** Data segment **
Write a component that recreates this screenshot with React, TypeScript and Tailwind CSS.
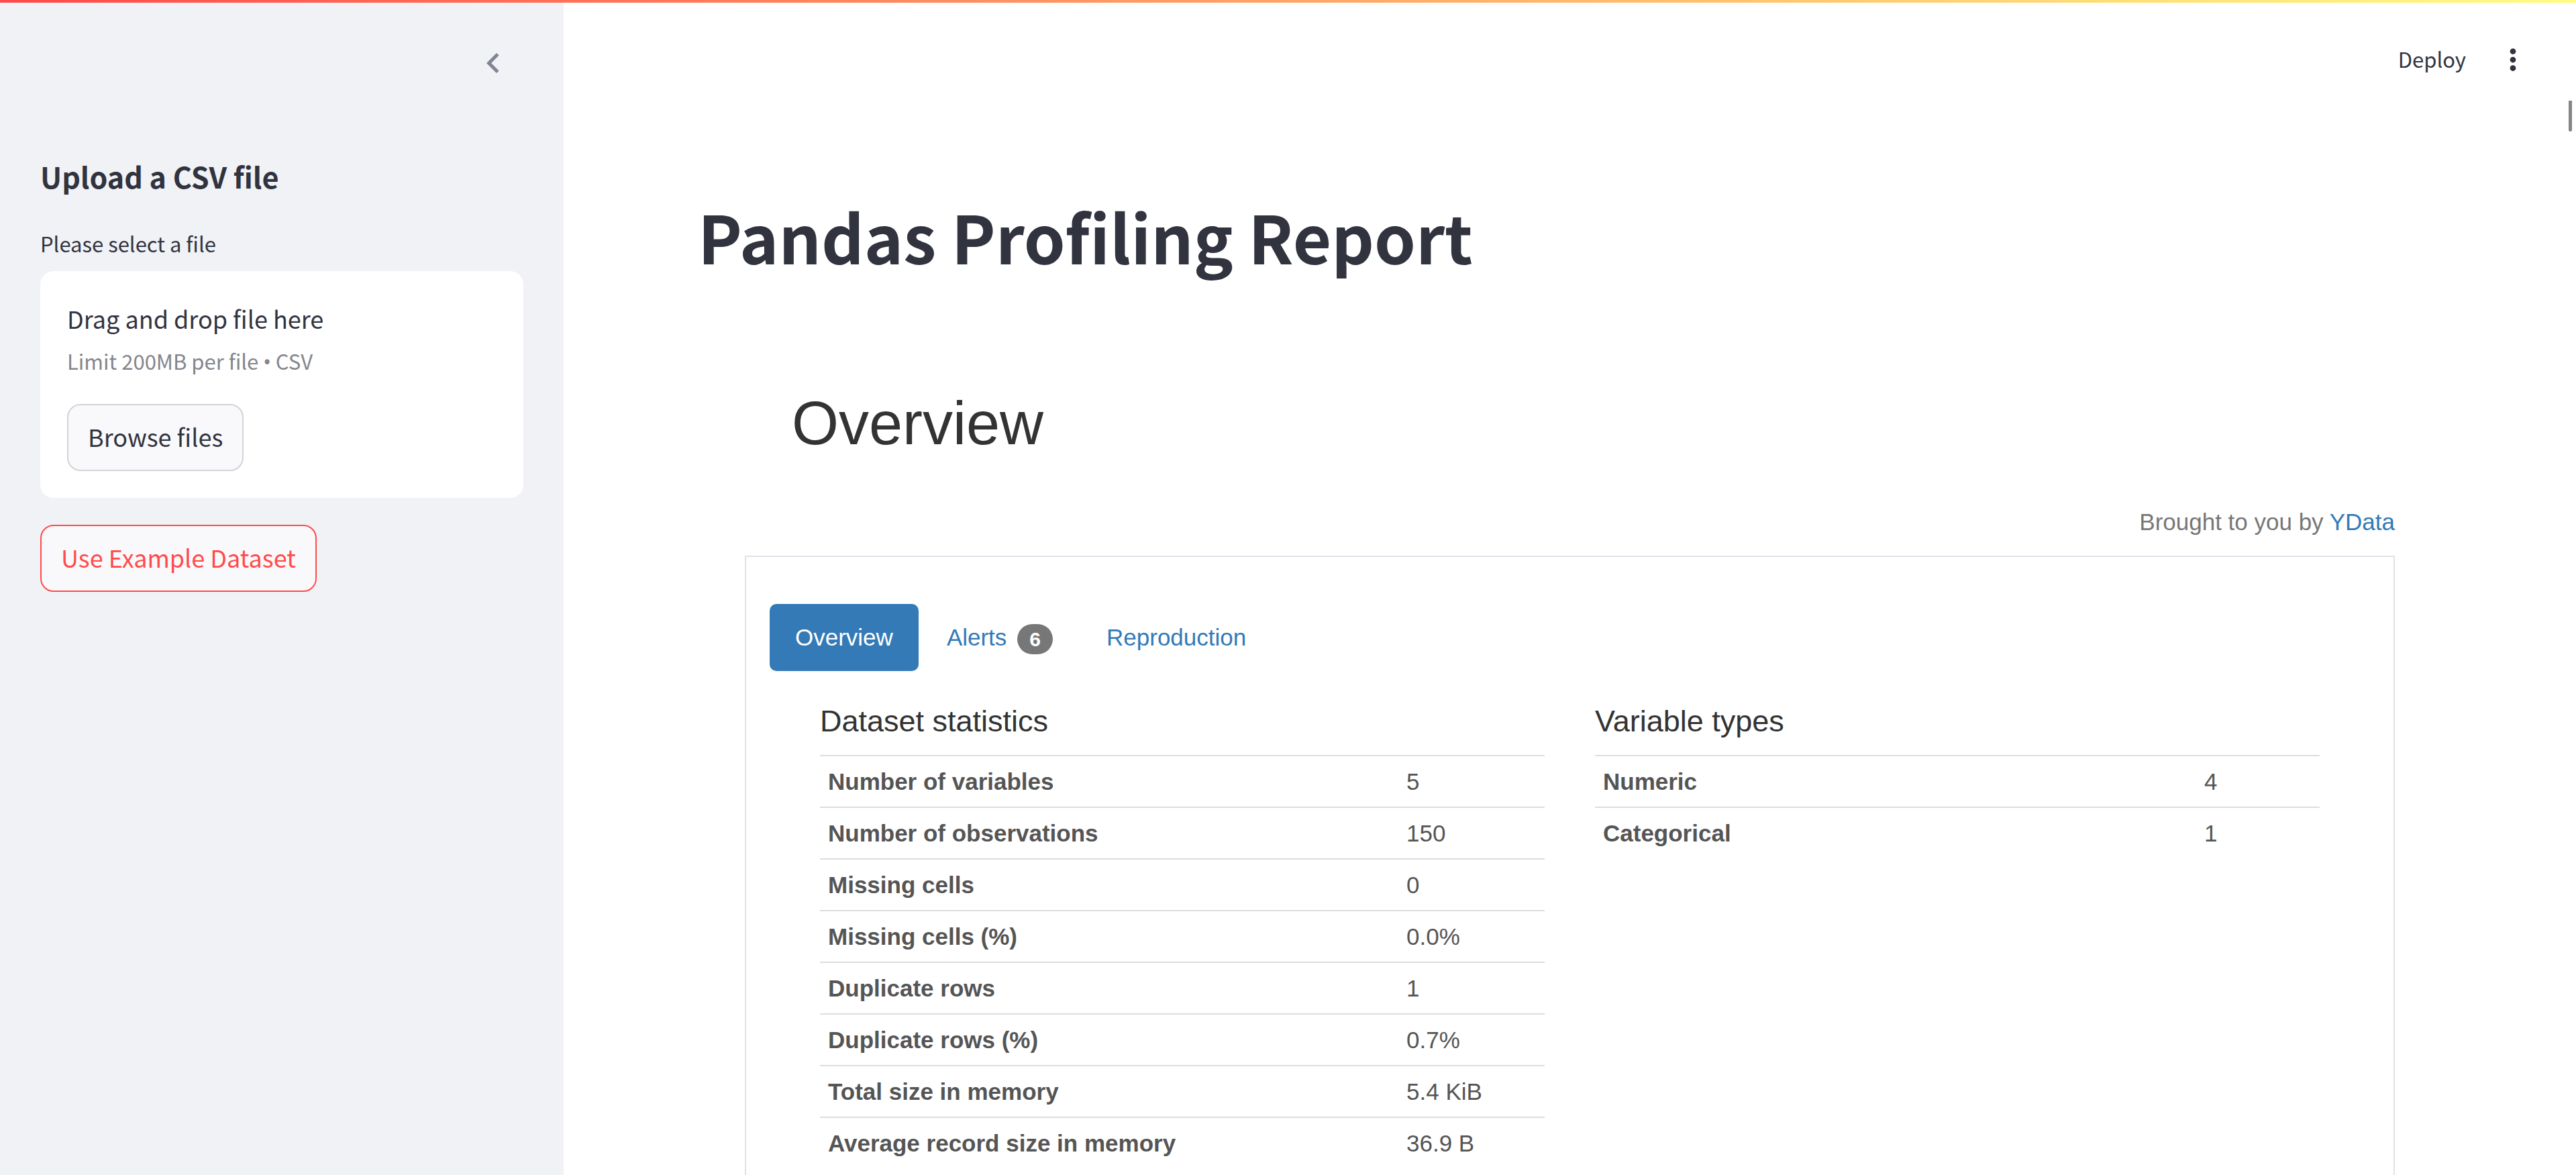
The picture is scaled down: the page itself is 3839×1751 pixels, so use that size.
import { useRef, useState } from "react";

type Row = { label: string; value: string };

const datasetStatistics: Row[] = [
  { label: "Number of variables", value: "5" },
  { label: "Number of observations", value: "150" },
  { label: "Missing cells", value: "0" },
  { label: "Missing cells (%)", value: "0.0%" },
  { label: "Duplicate rows", value: "1" },
  { label: "Duplicate rows (%)", value: "0.7%" },
  { label: "Total size in memory", value: "5.4 KiB" },
  { label: "Average record size in memory", value: "36.9 B" },
];

const variableTypes: Row[] = [
  { label: "Numeric", value: "4" },
  { label: "Categorical", value: "1" },
];

const tabs = [
  { name: "Overview", count: 0 },
  { name: "Alerts", count: 6 },
  { name: "Reproduction", count: 0 },
];

function Sidebar() {
  const fileInput = useRef<HTMLInputElement>(null);
  return (
    <aside className="w-[840px] shrink-0 bg-[#f0f2f6] px-[60px] pt-[64px]">
      <div className="flex justify-end pr-[15px]">
        <button type="button" aria-label="Collapse sidebar" className="text-[#808495]">
          <svg viewBox="0 0 24 24" className="size-[60px]" fill="currentColor" aria-hidden="true">
            <path d="M15.41 7.41 14 6l-6 6 6 6 1.41-1.41L10.83 12z" />
          </svg>
        </button>
      </div>

      <h2 className="mt-[108px] text-[43px] leading-[60px] font-semibold">Upload a CSV file</h2>

      <label htmlFor="csv-file" className="mt-[46px] block text-[31px] leading-[50px]">
        Please select a file
      </label>
      <section className="mt-[16px] rounded-[20px] bg-white p-[40px]">
        <p className="text-[36px] leading-[60px]">Drag and drop file here</p>
        <p className="mt-[9px] text-[31px] leading-[50px] text-[#83858c]">
          Limit 200MB per file <span className="font-['Noto_Sans',sans-serif] leading-none">•</span> CSV
        </p>
        <input ref={fileInput} id="csv-file" type="file" accept=".csv" className="hidden" />
        <button
          type="button"
          onClick={() => fileInput.current?.click()}
          className="mt-[39px] block h-[100px] rounded-[20px] border-2 border-[#d2d3d8] bg-[#f9f9fb] px-[29px] pb-[4px] text-[36px] leading-[60px]"
        >
          Browse files
        </button>
      </section>

      <button
        type="button"
        className="mt-[40px] block h-[100px] rounded-[20px] border-2 border-[#ff4b4b] bg-[#f9f9fb] px-[29px] pb-[4px] text-[36px] leading-[60px] text-[#ff4b4b]"
      >
        Use Example Dataset
      </button>
    </aside>
  );
}

function StatsTable({ title, rows, valueWidth }: { title: string; rows: Row[]; valueWidth: string }) {
  return (
    <div className="min-w-0 flex-1">
      <h4 className="text-[45px] leading-[50px] text-[#333333]">{title}</h4>
      <table className="mt-[25px] w-full table-fixed border-collapse text-[35px] leading-[50px] text-[#555555]">
        <tbody>
          {rows.map((row) => (
            <tr key={row.label} className="h-[77px] border-t-2 border-[#dddddd]">
              <th scope="row" className="px-[12px] text-left font-bold">
                {row.label}
              </th>
              <td className={`px-[12px] ${valueWidth}`}>{row.value}</td>
            </tr>
          ))}
        </tbody>
      </table>
    </div>
  );
}

function Report() {
  const [active, setActive] = useState("Overview");
  return (
    <div className="mt-[170px] flex flex-1 flex-col px-[70px] font-['Liberation_Sans',Arial,sans-serif]">
      <h1 className="pl-[70px] text-[90px] leading-[100px] text-[#333333]">Overview</h1>
      <p className="mt-[72px] text-right text-[35px] leading-[50px] text-[#777777]">
        Brought to you by{" "}
        <a href="#ydata" className="text-[#337ab7]">
          YData
        </a>
      </p>
      <div className="mt-[25px] flex-1 border-2 border-b-0 border-[#e1e1e8] pt-[70px]">
        <div role="tablist" className="flex gap-[4px] px-[35px]">
          {tabs.map((tab) => (
            <button
              key={tab.name}
              type="button"
              role="tab"
              aria-selected={active === tab.name}
              onClick={() => setActive(tab.name)}
              className={`flex h-[100px] items-center rounded-[10px] px-[38px] text-[35px] leading-[50px] ${
                active === tab.name ? "bg-[#337ab7] text-white" : "text-[#337ab7]"
              }`}
            >
              {tab.name}
              {tab.count > 0 && (
                <span className="mt-[5px] ml-[16px] flex h-[45px] items-center rounded-[25px] bg-[#777777] px-[18px] text-[30px] leading-[30px] font-bold text-white">
                  {tab.count}
                </span>
              )}
            </button>
          ))}
        </div>
        <div className="mt-[50px] flex gap-[75px] px-[110px]">
          <StatsTable title="Dataset statistics" rows={datasetStatistics} valueWidth="w-[218px]" />
          <StatsTable title="Variable types" rows={variableTypes} valueWidth="w-[184px]" />
        </div>
      </div>
    </div>
  );
}

export default function App() {
  return (
    <div className="relative flex min-h-screen bg-white font-['Noto_Sans_CJK_SC',sans-serif] text-[#31333f]">
      <div className="absolute inset-x-0 top-0 h-[4px] bg-[linear-gradient(90deg,#ff4b4b,#fffd80)]" />
      <Sidebar />
      <div className="flex min-w-0 flex-1 flex-col">
        <header className="flex h-[150px] items-start justify-end gap-[45px] pt-[64px] pr-[69px]">
          <button type="button" className="text-[31px] leading-[48px]">
            Deploy
          </button>
          <button type="button" aria-label="Main menu">
            <svg viewBox="0 0 24 24" className="size-[50px]" fill="currentColor" aria-hidden="true">
              <circle cx="12" cy="6" r="2.1" />
              <circle cx="12" cy="12" r="2.1" />
              <circle cx="12" cy="18" r="2.1" />
            </svg>
          </button>
        </header>
        <main className="relative flex flex-1 flex-col px-[200px] pt-[141px]">
          <div className="absolute top-0 right-[6px] h-[46px] w-[5px] rounded-b-[3px] bg-[#858585]" />
          <h1 className="text-[99px] leading-[120px] font-bold">Pandas Profiling Report</h1>
          <Report />
        </main>
      </div>
    </div>
  );
}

** Task brief **
Copy out each line word for word, please, skipping the images.

** Written answer **
Write a component that recreates this screenshot with React, TypeScript and Tailwind CSS.
The picture is scaled down: the page itself is 3839×1751 pixels, so use that size.
import { useRef, useState } from "react";

type Row = { label: string; value: string };

const datasetStatistics: Row[] = [
  { label: "Number of variables", value: "5" },
  { label: "Number of observations", value: "150" },
  { label: "Missing cells", value: "0" },
  { label: "Missing cells (%)", value: "0.0%" },
  { label: "Duplicate rows", value: "1" },
  { label: "Duplicate rows (%)", value: "0.7%" },
  { label: "Total size in memory", value: "5.4 KiB" },
  { label: "Average record size in memory", value: "36.9 B" },
];

const variableTypes: Row[] = [
  { label: "Numeric", value: "4" },
  { label: "Categorical", value: "1" },
];

const tabs = [
  { name: "Overview", count: 0 },
  { name: "Alerts", count: 6 },
  { name: "Reproduction", count: 0 },
];

function Sidebar() {
  const fileInput = useRef<HTMLInputElement>(null);
  return (
    <aside className="w-[840px] shrink-0 bg-[#f0f2f6] px-[60px] pt-[64px]">
      <div className="flex justify-end pr-[15px]">
        <button type="button" aria-label="Collapse sidebar" className="text-[#808495]">
          <svg viewBox="0 0 24 24" className="size-[60px]" fill="currentColor" aria-hidden="true">
            <path d="M15.41 7.41 14 6l-6 6 6 6 1.41-1.41L10.83 12z" />
          </svg>
        </button>
      </div>

      <h2 className="mt-[108px] text-[43px] leading-[60px] font-semibold">Upload a CSV file</h2>

      <label htmlFor="csv-file" className="mt-[46px] block text-[31px] leading-[50px]">
        Please select a file
      </label>
      <section className="mt-[16px] rounded-[20px] bg-white p-[40px]">
        <p className="text-[36px] leading-[60px]">Drag and drop file here</p>
        <p className="mt-[9px] text-[31px] leading-[50px] text-[#83858c]">
          Limit 200MB per file <span className="font-['Noto_Sans',sans-serif] leading-none">•</span> CSV
        </p>
        <input ref={fileInput} id="csv-file" type="file" accept=".csv" className="hidden" />
        <button
          type="button"
          onClick={() => fileInput.current?.click()}
          className="mt-[39px] block h-[100px] rounded-[20px] border-2 border-[#d2d3d8] bg-[#f9f9fb] px-[29px] pb-[4px] text-[36px] leading-[60px]"
        >
          Browse files
        </button>
      </section>

      <button
        type="button"
        className="mt-[40px] block h-[100px] rounded-[20px] border-2 border-[#ff4b4b] bg-[#f9f9fb] px-[29px] pb-[4px] text-[36px] leading-[60px] text-[#ff4b4b]"
      >
        Use Example Dataset
      </button>
    </aside>
  );
}

function StatsTable({ title, rows, valueWidth }: { title: string; rows: Row[]; valueWidth: string }) {
  return (
    <div className="min-w-0 flex-1">
      <h4 className="text-[45px] leading-[50px] text-[#333333]">{title}</h4>
      <table className="mt-[25px] w-full table-fixed border-collapse text-[35px] leading-[50px] text-[#555555]">
        <tbody>
          {rows.map((row) => (
            <tr key={row.label} className="h-[77px] border-t-2 border-[#dddddd]">
              <th scope="row" className="px-[12px] text-left font-bold">
                {row.label}
              </th>
              <td className={`px-[12px] ${valueWidth}`}>{row.value}</td>
            </tr>
          ))}
        </tbody>
      </table>
    </div>
  );
}

function Report() {
  const [active, setActive] = useState("Overview");
  return (
    <div className="mt-[170px] flex flex-1 flex-col px-[70px] font-['Liberation_Sans',Arial,sans-serif]">
      <h1 className="pl-[70px] text-[90px] leading-[100px] text-[#333333]">Overview</h1>
      <p className="mt-[72px] text-right text-[35px] leading-[50px] text-[#777777]">
        Brought to you by{" "}
        <a href="#ydata" className="text-[#337ab7]">
          YData
        </a>
      </p>
      <div className="mt-[25px] flex-1 border-2 border-b-0 border-[#e1e1e8] pt-[70px]">
        <div role="tablist" className="flex gap-[4px] px-[35px]">
          {tabs.map((tab) => (
            <button
              key={tab.name}
              type="button"
              role="tab"
              aria-selected={active === tab.name}
              onClick={() => setActive(tab.name)}
              className={`flex h-[100px] items-center rounded-[10px] px-[38px] text-[35px] leading-[50px] ${
                active === tab.name ? "bg-[#337ab7] text-white" : "text-[#337ab7]"
              }`}
            >
              {tab.name}
              {tab.count > 0 && (
                <span className="mt-[5px] ml-[16px] flex h-[45px] items-center rounded-[25px] bg-[#777777] px-[18px] text-[30px] leading-[30px] font-bold text-white">
                  {tab.count}
                </span>
              )}
            </button>
          ))}
        </div>
        <div className="mt-[50px] flex gap-[75px] px-[110px]">
          <StatsTable title="Dataset statistics" rows={datasetStatistics} valueWidth="w-[218px]" />
          <StatsTable title="Variable types" rows={variableTypes} valueWidth="w-[184px]" />
        </div>
      </div>
    </div>
  );
}

export default function App() {
  return (
    <div className="relative flex min-h-screen bg-white font-['Noto_Sans_CJK_SC',sans-serif] text-[#31333f]">
      <div className="absolute inset-x-0 top-0 h-[4px] bg-[linear-gradient(90deg,#ff4b4b,#fffd80)]" />
      <Sidebar />
      <div className="flex min-w-0 flex-1 flex-col">
        <header className="flex h-[150px] items-start justify-end gap-[45px] pt-[64px] pr-[69px]">
          <button type="button" className="text-[31px] leading-[48px]">
            Deploy
          </button>
          <button type="button" aria-label="Main menu">
            <svg viewBox="0 0 24 24" className="size-[50px]" fill="currentColor" aria-hidden="true">
              <circle cx="12" cy="6" r="2.1" />
              <circle cx="12" cy="12" r="2.1" />
              <circle cx="12" cy="18" r="2.1" />
            </svg>
          </button>
        </header>
        <main className="relative flex flex-1 flex-col px-[200px] pt-[141px]">
          <div className="absolute top-0 right-[6px] h-[46px] w-[5px] rounded-b-[3px] bg-[#858585]" />
          <h1 className="text-[99px] leading-[120px] font-bold">Pandas Profiling Report</h1>
          <Report />
        </main>
      </div>
    </div>
  );
}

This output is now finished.